Fall Ball – Day Two
Dallas McPherson played three innings Friday in his first rehab game of 2007.
“The f***in’ problem is the f***in’ DH!” — An instructor commenting on last night’s headhunting by the Mariners’ Jorge Campillo at Vlad Guerrero.
Although the big leagues are far removed from the Arizona Instructional League, last night’s dustup between the Mariners and Angels was very much a topic of conversation.
Minor league field coordinator Bruce Hines gathered the young players around him to discuss the incident. It’s not my place go into detail, but he made it very clear to them that the Angels’ organizational philosophy is NOT to throw at opposing batters. That comes straight from Mike Scioscia. The best way to retailiate is to win the game. There are other ways, all legal, to retaliate.

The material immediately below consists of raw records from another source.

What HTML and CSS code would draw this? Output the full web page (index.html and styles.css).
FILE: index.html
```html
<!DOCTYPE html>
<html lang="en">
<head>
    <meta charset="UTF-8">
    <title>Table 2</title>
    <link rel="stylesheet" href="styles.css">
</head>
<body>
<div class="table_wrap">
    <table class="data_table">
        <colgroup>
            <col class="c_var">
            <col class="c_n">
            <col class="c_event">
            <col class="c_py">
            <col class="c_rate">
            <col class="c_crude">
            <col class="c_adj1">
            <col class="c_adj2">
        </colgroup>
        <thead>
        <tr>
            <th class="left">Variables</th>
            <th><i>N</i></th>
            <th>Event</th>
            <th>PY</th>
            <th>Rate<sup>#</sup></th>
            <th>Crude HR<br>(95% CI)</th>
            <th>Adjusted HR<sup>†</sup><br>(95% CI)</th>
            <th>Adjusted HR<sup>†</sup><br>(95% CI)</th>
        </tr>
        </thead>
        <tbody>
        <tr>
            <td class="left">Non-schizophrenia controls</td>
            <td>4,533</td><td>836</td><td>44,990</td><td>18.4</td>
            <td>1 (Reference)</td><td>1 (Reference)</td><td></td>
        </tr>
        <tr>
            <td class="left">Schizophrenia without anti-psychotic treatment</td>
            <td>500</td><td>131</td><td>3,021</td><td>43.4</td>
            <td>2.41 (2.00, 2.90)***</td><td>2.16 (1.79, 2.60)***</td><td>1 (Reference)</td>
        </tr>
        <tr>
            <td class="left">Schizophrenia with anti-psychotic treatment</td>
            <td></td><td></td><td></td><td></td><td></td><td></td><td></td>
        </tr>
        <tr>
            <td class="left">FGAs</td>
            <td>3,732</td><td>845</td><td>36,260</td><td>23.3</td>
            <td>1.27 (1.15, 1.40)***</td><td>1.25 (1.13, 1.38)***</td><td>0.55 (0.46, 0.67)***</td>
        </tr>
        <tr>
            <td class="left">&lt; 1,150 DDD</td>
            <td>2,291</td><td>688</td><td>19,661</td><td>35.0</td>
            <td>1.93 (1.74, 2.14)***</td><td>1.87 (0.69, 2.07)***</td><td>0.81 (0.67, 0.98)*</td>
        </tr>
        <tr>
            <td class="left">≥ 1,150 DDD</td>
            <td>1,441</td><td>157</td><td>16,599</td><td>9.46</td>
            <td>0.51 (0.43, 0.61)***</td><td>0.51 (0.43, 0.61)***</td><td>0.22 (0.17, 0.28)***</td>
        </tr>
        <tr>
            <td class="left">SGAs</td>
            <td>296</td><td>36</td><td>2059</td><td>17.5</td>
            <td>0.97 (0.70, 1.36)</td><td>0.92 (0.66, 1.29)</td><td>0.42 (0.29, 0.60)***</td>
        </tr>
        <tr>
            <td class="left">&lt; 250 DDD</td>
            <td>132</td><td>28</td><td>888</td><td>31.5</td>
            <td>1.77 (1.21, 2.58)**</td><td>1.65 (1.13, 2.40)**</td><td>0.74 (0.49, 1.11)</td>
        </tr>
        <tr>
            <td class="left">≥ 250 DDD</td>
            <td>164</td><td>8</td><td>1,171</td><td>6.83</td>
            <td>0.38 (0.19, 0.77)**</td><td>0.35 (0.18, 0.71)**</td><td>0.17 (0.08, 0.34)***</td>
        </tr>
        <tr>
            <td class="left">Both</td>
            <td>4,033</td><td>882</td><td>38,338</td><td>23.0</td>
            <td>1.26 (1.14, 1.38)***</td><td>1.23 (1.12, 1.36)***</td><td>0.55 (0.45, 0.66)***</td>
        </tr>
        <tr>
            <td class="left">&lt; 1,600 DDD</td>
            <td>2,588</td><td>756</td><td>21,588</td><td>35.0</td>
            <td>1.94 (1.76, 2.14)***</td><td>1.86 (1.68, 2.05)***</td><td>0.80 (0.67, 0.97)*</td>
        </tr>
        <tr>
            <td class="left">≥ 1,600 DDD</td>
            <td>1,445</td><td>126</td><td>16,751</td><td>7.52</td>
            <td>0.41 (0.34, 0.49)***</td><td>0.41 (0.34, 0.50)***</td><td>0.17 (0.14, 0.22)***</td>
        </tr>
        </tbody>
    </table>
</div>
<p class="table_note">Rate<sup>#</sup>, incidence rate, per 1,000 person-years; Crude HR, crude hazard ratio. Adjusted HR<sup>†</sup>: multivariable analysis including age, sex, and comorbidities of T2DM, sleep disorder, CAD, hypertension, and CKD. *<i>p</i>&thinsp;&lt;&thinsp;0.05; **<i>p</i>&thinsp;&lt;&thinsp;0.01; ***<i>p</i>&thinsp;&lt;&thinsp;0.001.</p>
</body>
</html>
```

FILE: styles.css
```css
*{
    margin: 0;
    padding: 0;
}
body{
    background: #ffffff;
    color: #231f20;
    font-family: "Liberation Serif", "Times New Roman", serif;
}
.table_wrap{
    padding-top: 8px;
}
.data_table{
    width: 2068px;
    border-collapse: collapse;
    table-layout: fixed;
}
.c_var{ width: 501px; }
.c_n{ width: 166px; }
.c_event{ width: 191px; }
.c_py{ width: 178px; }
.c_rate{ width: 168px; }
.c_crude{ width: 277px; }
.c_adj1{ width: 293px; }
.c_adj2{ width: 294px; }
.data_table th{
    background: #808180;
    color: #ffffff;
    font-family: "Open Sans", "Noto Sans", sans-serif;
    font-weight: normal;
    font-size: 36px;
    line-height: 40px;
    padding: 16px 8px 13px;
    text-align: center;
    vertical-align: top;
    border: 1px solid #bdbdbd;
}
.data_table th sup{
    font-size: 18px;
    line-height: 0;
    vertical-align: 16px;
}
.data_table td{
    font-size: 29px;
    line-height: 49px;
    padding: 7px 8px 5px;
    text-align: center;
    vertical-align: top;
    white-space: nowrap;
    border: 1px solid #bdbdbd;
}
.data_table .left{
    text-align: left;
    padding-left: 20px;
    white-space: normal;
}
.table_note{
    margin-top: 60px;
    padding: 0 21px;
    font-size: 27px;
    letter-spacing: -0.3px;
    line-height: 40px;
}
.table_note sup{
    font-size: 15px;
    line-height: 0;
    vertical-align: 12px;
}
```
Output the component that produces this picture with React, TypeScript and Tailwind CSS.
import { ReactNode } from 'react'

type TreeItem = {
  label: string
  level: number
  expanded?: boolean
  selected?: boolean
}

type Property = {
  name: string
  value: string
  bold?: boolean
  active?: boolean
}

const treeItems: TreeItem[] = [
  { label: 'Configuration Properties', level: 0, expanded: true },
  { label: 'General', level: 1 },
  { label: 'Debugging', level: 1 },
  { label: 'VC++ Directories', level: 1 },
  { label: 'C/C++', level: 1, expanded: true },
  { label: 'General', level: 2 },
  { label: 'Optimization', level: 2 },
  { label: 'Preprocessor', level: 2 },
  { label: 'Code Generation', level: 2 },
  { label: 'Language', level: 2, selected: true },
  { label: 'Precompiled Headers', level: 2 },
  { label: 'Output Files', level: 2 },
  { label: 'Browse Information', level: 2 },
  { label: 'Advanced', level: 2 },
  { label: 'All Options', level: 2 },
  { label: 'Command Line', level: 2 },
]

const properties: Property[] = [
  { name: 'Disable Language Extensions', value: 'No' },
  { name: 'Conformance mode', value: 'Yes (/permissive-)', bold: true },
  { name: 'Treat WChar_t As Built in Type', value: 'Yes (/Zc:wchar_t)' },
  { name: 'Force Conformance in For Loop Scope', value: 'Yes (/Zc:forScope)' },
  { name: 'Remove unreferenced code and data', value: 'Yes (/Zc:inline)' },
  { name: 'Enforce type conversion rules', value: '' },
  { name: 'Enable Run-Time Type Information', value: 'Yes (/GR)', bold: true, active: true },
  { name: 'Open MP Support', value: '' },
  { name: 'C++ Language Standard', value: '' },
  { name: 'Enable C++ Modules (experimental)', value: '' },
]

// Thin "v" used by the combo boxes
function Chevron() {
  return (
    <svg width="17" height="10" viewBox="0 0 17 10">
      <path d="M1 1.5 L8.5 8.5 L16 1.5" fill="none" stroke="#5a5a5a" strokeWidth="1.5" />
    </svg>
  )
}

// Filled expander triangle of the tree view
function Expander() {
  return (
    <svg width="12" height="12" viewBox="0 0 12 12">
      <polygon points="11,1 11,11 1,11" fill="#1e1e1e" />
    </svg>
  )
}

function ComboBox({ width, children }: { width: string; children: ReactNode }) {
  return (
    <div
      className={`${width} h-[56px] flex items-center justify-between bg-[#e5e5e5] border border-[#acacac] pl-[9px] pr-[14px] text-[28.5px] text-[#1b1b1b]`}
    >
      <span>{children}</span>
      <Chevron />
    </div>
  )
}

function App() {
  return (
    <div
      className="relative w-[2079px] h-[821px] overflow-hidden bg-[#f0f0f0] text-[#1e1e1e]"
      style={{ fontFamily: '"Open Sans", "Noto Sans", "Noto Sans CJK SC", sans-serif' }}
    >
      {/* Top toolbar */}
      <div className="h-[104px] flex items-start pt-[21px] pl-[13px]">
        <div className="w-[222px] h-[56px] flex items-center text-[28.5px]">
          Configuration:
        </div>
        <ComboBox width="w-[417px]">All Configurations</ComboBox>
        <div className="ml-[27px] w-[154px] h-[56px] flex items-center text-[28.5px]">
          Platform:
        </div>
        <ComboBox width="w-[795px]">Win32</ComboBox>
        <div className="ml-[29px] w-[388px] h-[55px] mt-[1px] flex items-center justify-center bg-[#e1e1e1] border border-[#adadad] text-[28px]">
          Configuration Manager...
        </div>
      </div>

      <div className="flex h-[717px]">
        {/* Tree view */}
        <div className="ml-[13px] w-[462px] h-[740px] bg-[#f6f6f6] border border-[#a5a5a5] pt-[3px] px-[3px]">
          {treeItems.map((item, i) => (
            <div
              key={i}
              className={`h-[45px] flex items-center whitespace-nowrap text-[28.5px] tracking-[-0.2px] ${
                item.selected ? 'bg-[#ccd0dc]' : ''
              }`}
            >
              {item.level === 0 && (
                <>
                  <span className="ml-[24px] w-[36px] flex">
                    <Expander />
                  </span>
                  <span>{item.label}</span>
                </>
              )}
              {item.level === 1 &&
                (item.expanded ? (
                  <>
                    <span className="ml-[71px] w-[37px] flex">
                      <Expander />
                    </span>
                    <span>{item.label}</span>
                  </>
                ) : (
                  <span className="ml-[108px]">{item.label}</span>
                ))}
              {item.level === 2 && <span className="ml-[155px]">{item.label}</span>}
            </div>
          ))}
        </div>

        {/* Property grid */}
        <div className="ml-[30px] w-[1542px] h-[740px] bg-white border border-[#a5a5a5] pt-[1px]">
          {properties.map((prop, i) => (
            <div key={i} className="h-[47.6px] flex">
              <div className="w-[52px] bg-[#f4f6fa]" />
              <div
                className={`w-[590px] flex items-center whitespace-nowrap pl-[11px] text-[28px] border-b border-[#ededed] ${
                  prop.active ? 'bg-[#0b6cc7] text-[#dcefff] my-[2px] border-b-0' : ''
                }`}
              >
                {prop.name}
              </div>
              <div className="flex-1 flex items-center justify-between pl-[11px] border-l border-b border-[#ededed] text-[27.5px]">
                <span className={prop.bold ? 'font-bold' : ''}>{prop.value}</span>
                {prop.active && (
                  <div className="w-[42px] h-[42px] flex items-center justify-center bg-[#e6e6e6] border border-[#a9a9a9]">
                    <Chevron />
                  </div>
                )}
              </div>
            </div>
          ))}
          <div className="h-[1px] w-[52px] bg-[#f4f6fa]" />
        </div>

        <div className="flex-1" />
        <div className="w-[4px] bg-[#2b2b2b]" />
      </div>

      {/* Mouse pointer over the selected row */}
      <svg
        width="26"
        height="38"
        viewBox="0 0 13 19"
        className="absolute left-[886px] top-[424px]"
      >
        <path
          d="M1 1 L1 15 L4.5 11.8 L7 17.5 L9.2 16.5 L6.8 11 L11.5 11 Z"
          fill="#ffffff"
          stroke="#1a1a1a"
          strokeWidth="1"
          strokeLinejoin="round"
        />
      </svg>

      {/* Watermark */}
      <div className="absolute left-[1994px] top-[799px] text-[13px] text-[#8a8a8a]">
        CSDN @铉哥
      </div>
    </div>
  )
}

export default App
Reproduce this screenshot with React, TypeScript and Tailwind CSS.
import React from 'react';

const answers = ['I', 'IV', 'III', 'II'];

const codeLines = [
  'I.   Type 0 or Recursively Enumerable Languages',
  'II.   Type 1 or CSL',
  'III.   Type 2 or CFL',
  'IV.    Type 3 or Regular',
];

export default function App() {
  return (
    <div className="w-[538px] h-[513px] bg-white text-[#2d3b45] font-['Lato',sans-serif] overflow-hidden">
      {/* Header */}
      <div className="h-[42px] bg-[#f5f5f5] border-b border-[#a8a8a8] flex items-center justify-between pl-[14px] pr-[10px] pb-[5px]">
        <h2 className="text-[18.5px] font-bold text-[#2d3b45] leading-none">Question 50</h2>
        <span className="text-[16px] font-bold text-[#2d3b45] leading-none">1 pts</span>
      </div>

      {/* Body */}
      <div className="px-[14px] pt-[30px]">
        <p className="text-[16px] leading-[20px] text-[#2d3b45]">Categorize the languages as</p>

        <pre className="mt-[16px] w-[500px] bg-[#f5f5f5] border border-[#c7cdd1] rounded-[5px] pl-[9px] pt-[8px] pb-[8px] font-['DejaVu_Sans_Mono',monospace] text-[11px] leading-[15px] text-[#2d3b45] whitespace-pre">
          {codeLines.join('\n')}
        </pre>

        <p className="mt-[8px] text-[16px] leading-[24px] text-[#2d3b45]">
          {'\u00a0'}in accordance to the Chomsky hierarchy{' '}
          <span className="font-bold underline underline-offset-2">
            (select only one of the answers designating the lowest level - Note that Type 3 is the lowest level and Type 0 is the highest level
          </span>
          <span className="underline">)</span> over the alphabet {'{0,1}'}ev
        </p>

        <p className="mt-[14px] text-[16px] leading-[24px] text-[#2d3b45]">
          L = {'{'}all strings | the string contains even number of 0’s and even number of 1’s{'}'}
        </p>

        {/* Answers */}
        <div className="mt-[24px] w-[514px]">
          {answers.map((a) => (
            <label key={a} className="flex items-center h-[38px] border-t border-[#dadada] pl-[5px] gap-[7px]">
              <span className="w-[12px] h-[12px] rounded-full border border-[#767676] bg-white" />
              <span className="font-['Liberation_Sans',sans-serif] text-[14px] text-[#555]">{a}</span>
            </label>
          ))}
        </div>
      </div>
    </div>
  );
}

One coach who I won’t name expressed his opinion that the designated hitter has led to more headhunting episodes. In the old days — and it’s still played this way in the National League — a pitcher might think twice about throwing at a batter because that pitcher has to bat himself, and might find himself knocked on his butt. If he’s not around, his catcher might suffer the same fate.
Losing cool under pressure manifested itself on September 14, when the Orem Owlz upset the Great Falls White Sox for the Pioneer League title. The Owlz won a 3-2 game in 16 innings at Great Falls. The White Sox had three players ejected from the game, and their manager too.
I asked Zeke Zimmerman, Owlz manager Tom Kotchman’s pitching coach who’s here as an instructor, when was the last time Kotch was ejected from a game. He thinks it was about eight years ago, and believes it’s been that long for one of Kotch’s players to get tossed too.
That says a lot about how smart the management is in this organization. They teach discipline, they teach calm under fire, and most importantly they teach how to pressure the other guy into losing his calm under fire.
I recorded two interviews this afternoon. One was with Jordan Walden, the Owlz’ ace pitcher who was on the mound that night in Great Falls. Jordan is quickly becoming one of the top pitching prospects in the Angels organization. He’s scheduled to pitch tomorrow, so hopefully I can get video and post it on-line after I return home late Saturday night.
The other interview was with Trevor Reckling, an 18-year old lefty out of New Jersey. Trevor attended a small prep school in Newark, but despite the obscurity of his amateur career was drafted by the Angels this year in the eighth round. He had knockout numbers in the Arizona Summer League — a 2.75 ERA in 36 innings, striking out 55 and walking only seven! Trevor seems very excited by the opportunity to soak up so much baseball knowledge from people like Zeke, pitching instructor Kernan Ronan and Tempe Angels pitching coach Brandon Emanuel. As Trevor will tell you in the interview, any meaningful instruction was pretty much non-existent at his high school.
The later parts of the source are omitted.